On June 27, 2007, Hogan filed a civil remedy notice of insurer violation with the Florida Department of Financial Services. Provident responded by stating that Hogan was no longer disabled and thus as not entitled to benefits. Despite this assertion, Provident went ahead and paid the benefits demanded by Hogan on January 30, 2008.
When Hogan filed his suit against Provident, he included Unum Group Corp., Provident’s holding company since 1999. He did this because he claimed that Provident used Unum employees to adjust, review, evaluate, handle, approve and deny his long-term disability insurance benefits. (The judge would rule that he failed to demonstrate this connection).
In his initial complaint, Hogan cited violation of five Florida statutes. The first involved Provident’s failure to attempt in good faith to settle Hogan’s claims. He also accused Provident of violating state law by making false statements and sharing false information. Hogan claimed that Provident made material misrepresentations to him that would have provided less favorable terms to him than the policy provided for. He went on to claim that it was Provident’s general business practice to mishandle claims, and that Provident had breached its fiduciary duty.
Provident asked the court to dismiss all five allegations, claiming that Hogan had failed to state a claim. Hogan asked to amend his complaint, and the court allowed him to do so. The amended complaint included seven points but failed to transfer some of the documentation from the original complaint to the amended complaint. This would undo part of Hogan’s claim, because an amended complaint must be complete by the rules of the Middle District of Florida. Anything that is not present in the amended complaint cannot plead for the validity of matters brought up in the complaint.
The only things the court could use in ruling on the new complaint were the complaint itself, the attachments to the complaint that proved its validity, and any documents that were referenced in the complaint. The court had to assume that the allegations were true, but reciting the reasons for the accusation, supported by mere conclusionary statements would not be adequate. If Hogan failed to provide sufficient facts to support his claims, he would not be entitled to the assumption that his allegations were true.
The court’s findings
The court found that Hogan successfully proved that he had a bad faith claim against Provident because he was able to cite evidence that established Provident’s lack of good faith through its policy of terminating claims for financial gain. But his claim that Provident had made misleading statements, etc. was not backed up by a record of precise statements or documents that supported this claim. Hogan’s amended complaint did not include documentation that recorded the time and place of these statements. He didn’t say who had made the representations. Without this evidence, this portion of his claim was not feasible.
The evidence demonstrating that Unum and Provident had routinely pursued a policy that denied insurance policyholders benefits, despite the fact that this could cause injury to the policy holder, was significant enough to allow Hogan to pursue punitive damages on his charge of bad faith.

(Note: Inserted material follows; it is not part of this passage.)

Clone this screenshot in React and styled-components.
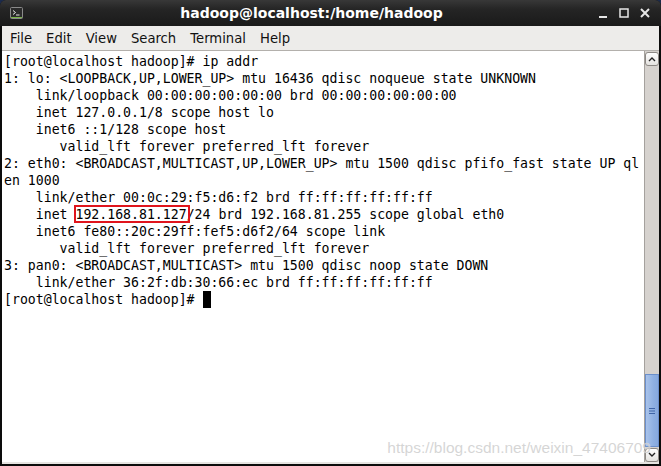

In conclusion, Hogan was given 11 days to file a second amended complaint on only those points which had been argued convincingly in his first amended complaint. These were:
- His complaint that Provident had failed to attempt in good faith to settle his claim, and
- Provident had failed to adopt and implement standards for the proper investigation of claims.
This is a case we will discuss again in the future. Unum‘s attempts to dismiss a complaint for bad faith and punitive damages were defeated. This case will likely continue for the next 2 years and it is hopeful that a jury will award millions of dollars in bad faith and punitive damages due to their long-standing unreasonable claims handling procedures.